Second, businesses grew larger and more impersonal. The corner store owner who knew three generations of your family was replaced by corporate chains with standardized policies. Personal relationships gave way to corporate protocols.

Most significantly, the legal landscape evolved. As consumer protection laws expanded and litigation became more common, businesses discovered that informal agreements were legally risky. The handshake that once sealed a deal became a potential lawsuit waiting to happen.

The Fine Print Revolution

Today's America operates on the opposite principle: assume nothing, document everything. We sign waivers to enter bounce houses. We agree to terms of service to use a restaurant's Wi-Fi. Even buying a cup of coffee can trigger a request to join a rewards program with its own set of conditions.

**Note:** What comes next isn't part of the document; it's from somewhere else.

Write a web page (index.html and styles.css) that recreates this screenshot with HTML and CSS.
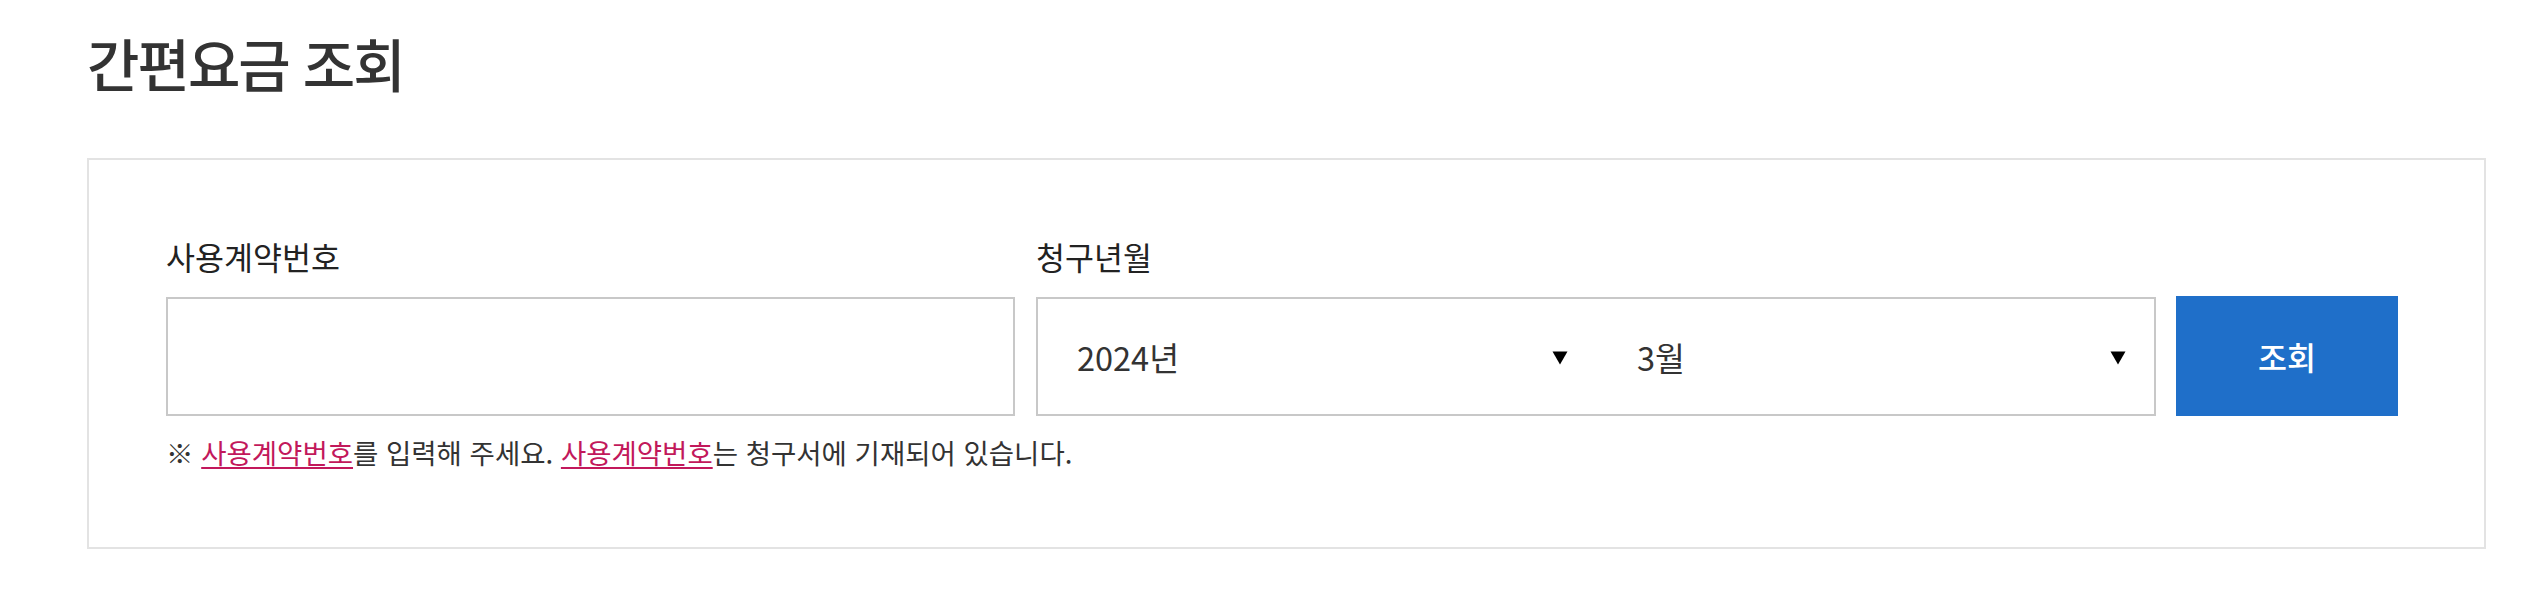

The average American encounters dozens of legal agreements weekly. Most are never read—studies suggest that reading every terms-of-service agreement we encounter would require about 76 working days per year. We've created a system where legal protection is paramount, but actual understanding is minimal.

Consider modern real estate transactions. What once might have been settled with a conversation and a handshake now involves inspections, disclosures, title searches, insurance policies, and contracts dozens of pages long. Buyers and sellers often never meet face-to-face, communicating instead through agents, lawyers, and digital platforms.

What We Lost in Translation

The shift from trust-based to contract-based commerce solved real problems. Consumers gained protection from fraud. Businesses reduced their liability exposure. Legal recourse became available when deals went wrong.

But something intangible was lost in the process. The handshake deal era fostered genuine relationships between buyers and sellers. It encouraged long-term thinking—you couldn't afford to cheat customers you'd see at church every Sunday. It also moved faster; deals could be struck in minutes rather than weeks.

More subtly, it created a different kind of social fabric. When business required personal trust, communities had strong incentives to maintain social cohesion. Reputation was currency, and currency required community.

The Digital Extreme

The internet age has pushed this trend to its logical extreme. We now routinely agree to terms we've never read for services we barely understand. The "I agree" button has become perhaps the most clicked phrase in human history, yet it represents the opposite of the informed consent it's meant to ensure.

Social media platforms, streaming services, and mobile apps have created a world where legal agreements govern our most casual digital interactions. The informal handshake has been replaced by the mindless click.

The Trust Paradox

Ironically, while we've built elaborate legal frameworks to replace trust, we still depend on it more than we realize. We trust that restaurants won't poison us, that airlines maintain their planes, and that banks won't steal our money—all without reading the relevant contracts.

The difference is that today's trust is institutional rather than personal. We trust systems, regulations, and corporate reputations rather than individual character. It's arguably more reliable but undeniably less human.

Then What Now?

America's journey from handshake deals to legal fine print reflects broader changes in how we relate to each other. We've gained protection and lost intimacy. We've reduced risk and increased complexity. We've made business more fair but less personal.

The handshake deal isn't coming back—nor should it entirely. But understanding what we've traded away helps explain why modern commerce, for all its protections and efficiencies, can feel so impersonal and overwhelming.

In a world where trust has been outsourced to legal departments, perhaps the real challenge isn't just protecting ourselves from bad actors, but finding ways to maintain human connection in an increasingly transactional world.